日本の詩が世に広まり始めたのは、明治時代(1868年~)に入ってからだと言われています。つまり、ざっと計算したとしてもわずか150年ほどの歴史しかないということです。
さらに、「口語詩」自体がいつから一般化したかと言うと1910年代です。そのため、「口語詩」は現在まで約100年の歴史がある一方で、「文語詩」の方はわずか30年の歴史しかないことになります。
これが現在世に出ているほとんどの詩が、「口語詩」である理由です。「文語詩」というのは、そもそもの時代が短かったので、絶対数として作品の数が少ないのです。
口語詩と文語詩の作品例
最後に、「口語詩」と「文語詩」の作品例を確認しておきましょう。以下の作品は、どちらも有名な作家・詩人である「宮沢賢治」の詩です。

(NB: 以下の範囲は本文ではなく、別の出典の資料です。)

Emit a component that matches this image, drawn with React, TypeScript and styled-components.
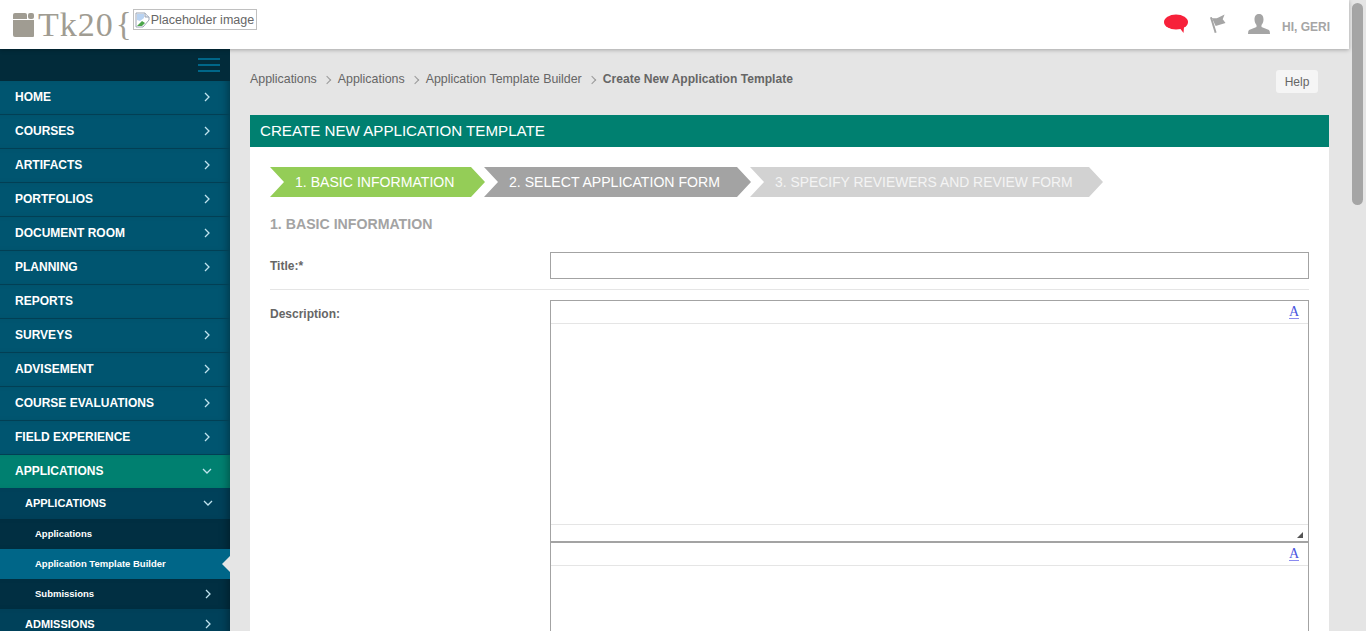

「宮沢賢治(1896年~1933年)」は数多くの詩を書いていますが、「文語詩」から「口語詩」へと移り行く時代を生きた人物です。そのため、どちらの詩もこの世に残しています。
【口語詩の例】
ひかりの澱
三角ばたけのうしろ
かれ草層の上で
わたくしの見ましたのは
顔いつぱいに赤い点うち
硝子様(やう)鋼青のことばをつかつて
しきりに歪み合ひながら
何か相談をやつてゐた
三人の妖女たちです
出典:『谷』(宮沢賢治)
【文語詩の例】
秋立つけふをくちなはの、
沼面はるかに泳ぎ居て、
水ぎぼうしはむらさきの、
花穂ひとしくつらねけり。
いくさの噂さしげければ、
蘆刈びともいまさらに、
暗き岩頸 風の雲、
天のけはひをうかゞひぬ。
出典:上流(宮沢賢治)
比較しても分かるように、前者の方の文末は、「見ました」「です」など口語的な文体で書かれています。

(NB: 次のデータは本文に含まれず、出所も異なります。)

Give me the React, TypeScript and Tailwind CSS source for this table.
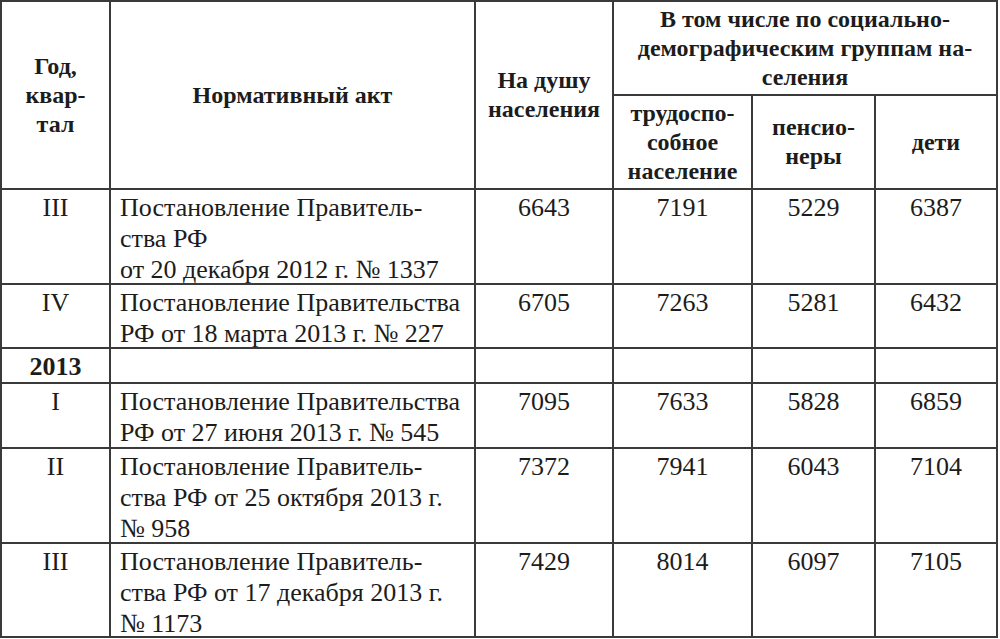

こちらは約100年ほど前に書かれた「口語詩」ですが、それでも現在と同じ文体で用いられていることが分かります。
対して、後者の方は「けり」「暗き」「けはひ」など文語的な文体で書かれています。現代での文章では、「けり」などを文末に持ってくることはありません。

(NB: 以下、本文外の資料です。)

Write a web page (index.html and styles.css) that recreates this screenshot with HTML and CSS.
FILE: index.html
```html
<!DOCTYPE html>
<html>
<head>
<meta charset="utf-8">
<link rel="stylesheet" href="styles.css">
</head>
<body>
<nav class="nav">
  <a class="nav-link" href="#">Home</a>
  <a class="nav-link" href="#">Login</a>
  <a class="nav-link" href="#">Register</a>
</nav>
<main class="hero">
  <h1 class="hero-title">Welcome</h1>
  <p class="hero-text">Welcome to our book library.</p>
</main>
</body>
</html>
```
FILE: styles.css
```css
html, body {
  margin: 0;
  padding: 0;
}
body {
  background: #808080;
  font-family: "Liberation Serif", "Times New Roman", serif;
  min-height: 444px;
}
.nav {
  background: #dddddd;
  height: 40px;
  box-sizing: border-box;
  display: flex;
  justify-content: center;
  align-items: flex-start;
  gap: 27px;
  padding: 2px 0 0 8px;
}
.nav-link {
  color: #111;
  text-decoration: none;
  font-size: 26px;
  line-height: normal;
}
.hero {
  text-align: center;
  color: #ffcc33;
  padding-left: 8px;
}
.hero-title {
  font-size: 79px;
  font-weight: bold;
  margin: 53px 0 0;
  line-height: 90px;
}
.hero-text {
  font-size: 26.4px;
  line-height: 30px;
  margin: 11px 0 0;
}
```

同じ作者でも、このように使っている文体が異なるということです。
まとめ
以上、今回のまとめとなります。
「口語詩」=口語体で書かれた詩で、現在の文体と同じ。(話し言葉)
「文語詩」=文語体で書かれた詩で、昔の文体と同じ。(書き言葉)
「違い」=今と昔のどちらの文体で書かれているか。
「使い分け」=文末によって見分ける。多くは「口語詩」。
古語や歴史的仮名遣いに基づいた詩が、「文語詩」です。対して、「口語詩」の方は日常的な文章に近い詩です。それぞれの意味を理解した上で、詩の内容を理解するようにしましょう。